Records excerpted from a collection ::
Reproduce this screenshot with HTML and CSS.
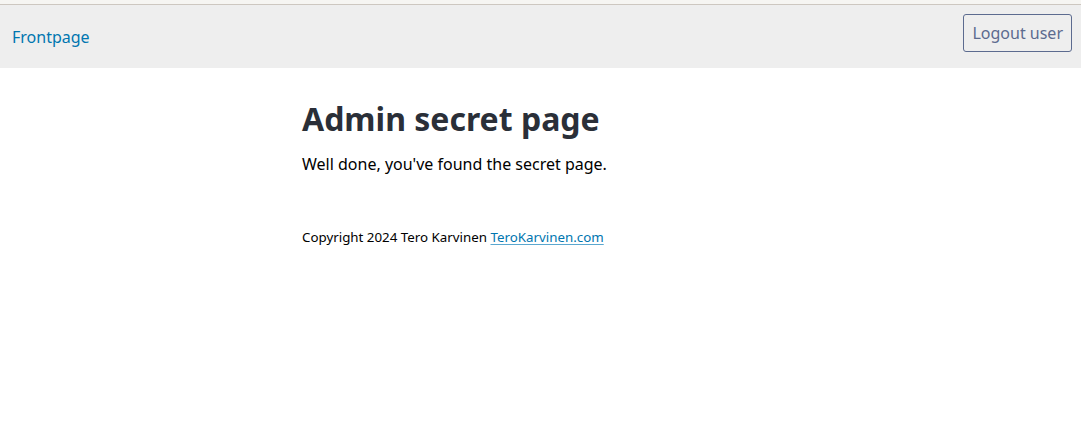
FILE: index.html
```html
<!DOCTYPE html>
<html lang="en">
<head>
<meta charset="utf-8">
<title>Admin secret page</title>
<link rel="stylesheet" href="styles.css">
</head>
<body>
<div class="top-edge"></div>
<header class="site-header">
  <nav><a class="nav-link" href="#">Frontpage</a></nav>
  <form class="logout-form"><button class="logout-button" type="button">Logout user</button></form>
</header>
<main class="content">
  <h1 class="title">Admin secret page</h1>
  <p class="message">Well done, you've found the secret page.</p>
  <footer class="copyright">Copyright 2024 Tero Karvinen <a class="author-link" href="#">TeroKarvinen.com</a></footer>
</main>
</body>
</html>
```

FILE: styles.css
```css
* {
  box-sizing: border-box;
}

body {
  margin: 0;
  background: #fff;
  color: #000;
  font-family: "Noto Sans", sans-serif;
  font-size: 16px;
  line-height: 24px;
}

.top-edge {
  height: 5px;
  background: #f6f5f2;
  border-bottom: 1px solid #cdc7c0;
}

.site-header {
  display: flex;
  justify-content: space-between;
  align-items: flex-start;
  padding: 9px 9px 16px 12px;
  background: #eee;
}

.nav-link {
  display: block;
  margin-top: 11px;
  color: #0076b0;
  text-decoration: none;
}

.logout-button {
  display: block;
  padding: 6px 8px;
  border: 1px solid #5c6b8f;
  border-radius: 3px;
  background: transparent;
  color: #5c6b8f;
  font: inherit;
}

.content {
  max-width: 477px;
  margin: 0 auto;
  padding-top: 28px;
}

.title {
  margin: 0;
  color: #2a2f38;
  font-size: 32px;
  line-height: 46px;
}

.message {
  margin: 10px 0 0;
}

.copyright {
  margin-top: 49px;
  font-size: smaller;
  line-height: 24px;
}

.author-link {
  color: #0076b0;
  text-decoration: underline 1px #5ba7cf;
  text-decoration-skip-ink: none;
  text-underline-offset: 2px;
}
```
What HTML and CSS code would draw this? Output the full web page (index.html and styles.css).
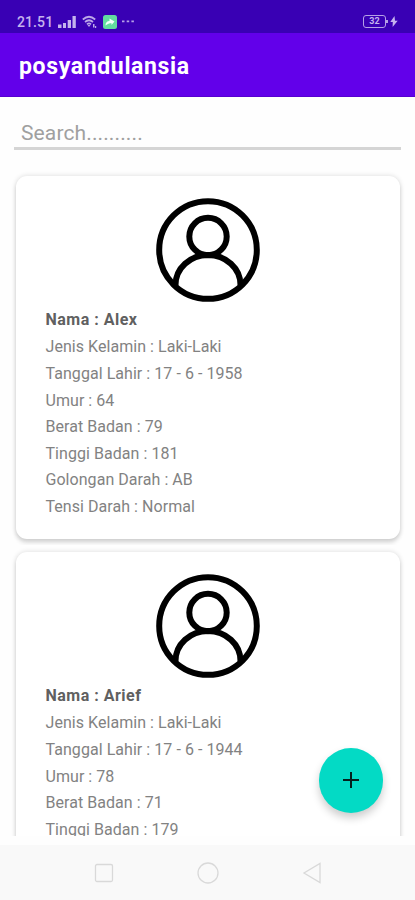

What you need to do ::
State how many lines of the listing above include the word "this". Give nothing but the number.

Solution to the exercise ::
2